With Cannes Film Festival going on in the backdrop, it felt like as good an opportunity as ever to get up to date on some festival treats from yesteryear, and this one's just been beckoning to me for months. Quite often with a period film, the filmmaker becomes so preoccupied with pretentious mannerisms and stiff set design that they simply ignore the other aspects of the film. "The King's Speech" seems all too easy an example to be made of period-piece opportunities being trumped by period piece aesthetic. "The Deep Blue Sea" finds its setting as a necessity of its story, and not the other way around. As such, everything about the design comes from the meaning of the narrative.
A romance about a woman who decides to leave her husband in favor of an exciting younger man isn't the most original thing in the world, and writer/director Terrence Davies realizes that just under the wire. To that point, the film begins with the recital of a suicide letter, written by Rachel Weisz' Hester Collyer. The conditions of this letter aren't quite known until they're slowly revealed. Usually you'd expect a suicide to be the definitive end of a story, but the world and the people in it need something more from Hester to let her get away with dying so easily. It's worth watching simply for the fact that it doesn't cop to what's been done before.
What really makes the multiple surprises of "The Deep Blue Sea" work so well is the poetically edited structure of the film, which soothingly introduces Hester's dilemma in an opening prologue that makes one wonder if the entire film will hold up like this. Needless to say it doesn't, but with good reason. For example, we'd like to get to know these characters we're going to be so occupied with for the rest of the film. The film's structure does, however, give enough uncertainty to the timeline of events that you find yourself surprised by what led to the suicide note in the first place. From there on Davies doesn't attempt to put things happily back in their place. When something horrible happens, there are lasting consequences.

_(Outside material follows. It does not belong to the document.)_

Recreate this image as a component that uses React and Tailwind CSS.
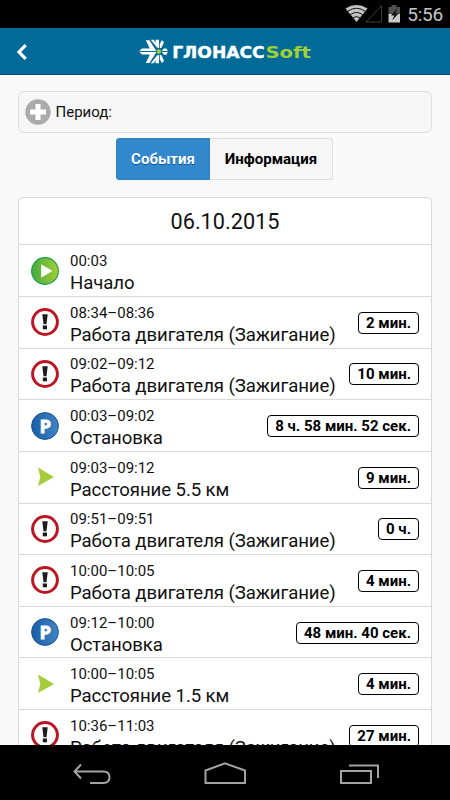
import React from "react";

const events = [
  { icon: "start", time: "00:03", title: "Начало" },
  { icon: "alert", time: "08:34–08:36", title: "Работа двигателя (Зажигание)", duration: "2 мин." },
  { icon: "alert", time: "09:02–09:12", title: "Работа двигателя (Зажигание)", duration: "10 мин." },
  { icon: "parking", time: "00:03–09:02", title: "Остановка", duration: "8 ч. 58 мин. 52 сек." },
  { icon: "move", time: "09:03–09:12", title: "Расстояние 5.5 км", duration: "9 мин." },
  { icon: "alert", time: "09:51–09:51", title: "Работа двигателя (Зажигание)", duration: "0 ч." },
  { icon: "alert", time: "10:00–10:05", title: "Работа двигателя (Зажигание)", duration: "4 мин." },
  { icon: "parking", time: "09:12–10:00", title: "Остановка", duration: "48 мин. 40 сек." },
  { icon: "move", time: "10:00–10:05", title: "Расстояние 1.5 км", duration: "4 мин." },
  { icon: "alert", time: "10:36–11:03", title: "Работа двигателя (Зажигание)", duration: "27 мин." },
];

function StatusBar() {
  return (
    <div className="h-7 shrink-0 bg-black flex items-center justify-end pr-[7px]">
      <svg className="w-[62px] h-7" viewBox="0 0 62 28">
        {/* Wi-Fi */}
        <path d="M0.5 8.4Q11.5 1.8 22.5 8.4L11.5 22Z" fill="#c4c4c4" />
        <path d="M2.8 11.2Q11.5 5.3 20.2 11.2M5.4 14.6Q11.5 10.3 17.6 14.6M8 17.8Q11.5 15.4 15 17.8" fill="none" stroke="#000" strokeWidth="0.9" />
        {/* Signal */}
        <path d="M36.5 5.5V22H21Z" fill="none" stroke="#3c3c3c" strokeWidth="1" />
        {/* Battery */}
        <path d="M46.5 5H51.5V7H55V14H43.5V7H46.5Z" fill="#505050" />
        <path d="M43.5 14H55V22.5H43.5Z" fill="#c9c9c9" />
        <path d="M52.3 8.5L46 15.5H49.3L47.2 20.5L53.5 13.5H50.4Z" fill="#111" />
      </svg>
      <span className="text-[19px] leading-7 text-[#c6c6c6] tracking-[-0.2px] pt-[2px]">5:56</span>
    </div>
  );
}

function Logo() {
  return (
    <svg className="w-[176px] h-[28px]" viewBox="0 0 176 28">
      <g fill="#fff">
        <path d="M0.3 14L3 11.5H10.8L6.8 3.2H10.4L17 13.4V14Z" />
        <path d="M11.8 2.8H14.8L16.6 6V2.8H20V11L18 10.6Z" />
        <path d="M20.8 11V7.2L22.8 3L25 5.2L22.4 11Z" />
        <path d="M22.6 14L25 11.4H27.4L28.8 14Z" />
        <path d="M0.3 15.1L3 17.6H10.8L6.8 25.9H10.4L17 15.7V15.1Z" />
        <path d="M11.8 26.3H14.8L16.6 23.1V26.3H20V18.1L18 18.5Z" />
        <path d="M20.8 18.1V21.9L22.8 26.1L25 23.9L22.4 18.1Z" />
        <path d="M22.6 15.1L25 17.7H27.4L28.8 15.1Z" />
      </g>
      <circle cx="19.8" cy="14.6" r="3" fill="#006b99" />
      <circle cx="19.8" cy="14.6" r="2.3" fill="#9ccb34" />
      <text x="33.2" y="20.7" fontSize="16.6" fontWeight="700" fontFamily="DejaVu Sans" fill="#fff" stroke="#fff" strokeWidth="0.4" textLength="92.5" lengthAdjust="spacingAndGlyphs">ГЛОНАСС</text>
      <text x="126.5" y="20.7" fontSize="16.6" fontWeight="700" fontFamily="DejaVu Sans" fill="#a2cf33" textLength="45.5" lengthAdjust="spacingAndGlyphs">Soft</text>
    </svg>
  );
}

function Header() {
  return (
    <div className="h-[47px] shrink-0 bg-[#006b99] border-b border-[#004d80] flex items-center pl-[16px]">
      <svg className="w-3 h-[18px] mt-1 mr-[111px]" viewBox="0 0 12 18">
        <path d="M9.7 1.2L3 8L9.7 14.8" fill="none" stroke="#fff" strokeWidth="3.2" />
      </svg>
      <Logo />
    </div>
  );
}

function EventIcon({ type }) {
  if (type === "start") {
    return (
      <svg className="size-7" viewBox="0 0 28 28">
        <defs>
          <linearGradient id="startFill" x1="0" x2="1">
            <stop offset="0" stopColor="#45ab3e" />
            <stop offset="1" stopColor="#a5cc38" />
          </linearGradient>
        </defs>
        <circle cx="14" cy="14" r="13.4" fill="url(#startFill)" stroke="#16a04b" strokeWidth="1.1" />
        <path d="M10.2 7.3V20.7L21.5 14Z" fill="#fff" />
      </svg>
    );
  }
  if (type === "alert") {
    return (
      <svg className="size-7" viewBox="0 0 28 28">
        <circle cx="14" cy="14" r="12.4" fill="#fff" stroke="#bd1622" strokeWidth="3" />
        <path d="M11.3 6.2H16.7L15.5 16.3H12.5Z" fill="#1c1c1c" />
        <rect x="11.8" y="17.5" width="4.2" height="3.8" fill="#1c1c1c" />
      </svg>
    );
  }
  if (type === "parking") {
    return (
      <svg className="size-7" viewBox="0 0 28 28">
        <defs>
          <linearGradient id="parkFill" x1="0" x2="1">
            <stop offset="0" stopColor="#1c5da6" />
            <stop offset="1" stopColor="#3f84c4" />
          </linearGradient>
        </defs>
        <circle cx="14" cy="14" r="13.4" fill="url(#parkFill)" stroke="#185498" strokeWidth="1" />
        <text x="14.4" y="20.5" textAnchor="middle" fontSize="18.5" fontWeight="700" fontFamily="Open Sans" fill="#fff" stroke="#fff" strokeWidth="0.8">P</text>
      </svg>
    );
  }
  return (
    <svg className="size-7" viewBox="0 0 28 28">
      <path d="M7 4.5L23 14L7 23L9.3 14Z" fill="#a5cd39" />
    </svg>
  );
}

function EventRow({ event }) {
  return (
    <li className="h-[51.65px] shrink-0 border-t border-[#d9d9d9] flex items-center pl-3 pr-[12px]">
      <EventIcon type={event.icon} />
      <div className="flex-1 pl-[11px] pt-[5px] whitespace-nowrap text-[#111]">
        <div className="text-[15px] leading-[20px]">{event.time}</div>
        <div className="text-[18.6px] leading-[24px] tracking-[-0.09px]">{event.title}</div>
      </div>
      {event.duration && (
        <span className="h-[22px] shrink-0 rounded-[4px] border border-black px-[7px] text-[15px] leading-5 font-bold whitespace-nowrap mt-px">
          {event.duration}
        </span>
      )}
    </li>
  );
}

function NavBar() {
  return (
    <div className="h-[55px] shrink-0 bg-black">
      <svg className="w-full h-full" viewBox="0 0 450 55" fill="none" stroke="#a3a3a3" strokeWidth="2">
        <path d="M81 19.5L74.5 26.5L81 33.5M75 26.5H103.5Q109.5 26.5 109.5 32.3Q109.5 38 103.5 38H90" />
        <path d="M205.5 38V25.5L225 18.3L245 25.5V38Z" />
        <path d="M341 26H371V38H341ZM349 20.5H378V33" />
      </svg>
    </div>
  );
}

export default function App() {
  return (
    <div className="w-[450px] h-[800px] flex flex-col overflow-hidden bg-[#f9f9f9] text-black font-[Roboto,sans-serif]">
      <StatusBar />
      <Header />
      <main className="flex-1 min-h-0 overflow-hidden flex flex-col pl-[18px] pr-[18px] pt-[16px]">
        <div className="h-[42px] shrink-0 rounded-[6px] border border-[#dddddd] bg-[#f6f6f6] flex items-center pl-[6px]">
          <svg className="size-[26px]" viewBox="0 0 26 26">
            <circle cx="13" cy="13" r="12.7" fill="#ababab" />
            <path d="M13 5V21M5 13H21" stroke="#fff" strokeWidth="5" />
          </svg>
          <span className="text-[15px] pl-[4.5px] text-[#111]">Период:</span>
        </div>

        <div className="h-[42px] shrink-0 self-center flex mt-[5px] mr-px text-[15px] font-bold leading-10">
          <div className="w-[94px] text-center rounded-l-[3px] border border-[#2f80c2] bg-[#3388cc] text-white [text-shadow:0_1px_0_#005599]">События</div>
          <div className="w-[123px] text-center rounded-r-[3px] border border-l-0 border-[#dddddd] bg-[#f6f6f6]">Информация</div>
        </div>

        <ul className="shrink-0 mt-[17px] rounded-[5px] border border-[#d9d9d9] bg-white flex flex-col">
          <li className="h-[46.3px] text-center text-[21.7px] text-[#111] leading-[47px]">06.10.2015</li>
          {events.map((event) => (
            <EventRow key={event.time + event.title + event.icon} event={event} />
          ))}
        </ul>
      </main>
      <NavBar />
    </div>
  );
}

And all of this without even mentioning the film's romantic properties, between Hess and Tom Hiddleston's charmingly enthusiastic Freddie Page. The post-war landscape is a time of simultaneous honor and emptiness. Freddie rather symbolically represents the easygoing gung-ho attitude of people around that time, but also the emptiness at not having such adventure his life anymore. The relationship between Hess and Freddie is mutually strained, and they have an absolute awareness of that fact. It seems almost destined for collapse, despite Hess' absolute need to keep it together. The film's initial event is what starts knocking down the domino's, and from there on it is fireworks.
Hiddleston is such an explosive performer, positively bursting with expression and energy, wherever such is demanded. He makes the conflict of the film's second and third acts so devastating to watch unfold, but also holds it together with a bedrock of empathy and heartbreak. The only thing he has to contest with is Rachel Weisz, who is such an magnificent dial of repressed emotion. Weisz constantly keeps what's she's feeling just under the surface, not so much that people don't see what she's really feeling. She's absolutely fine with keeping her feelings to herself, and when she isn't able to, that's when things really come undone. Her expression of impending heartache is what keeps you wishing for a positive reconciliation.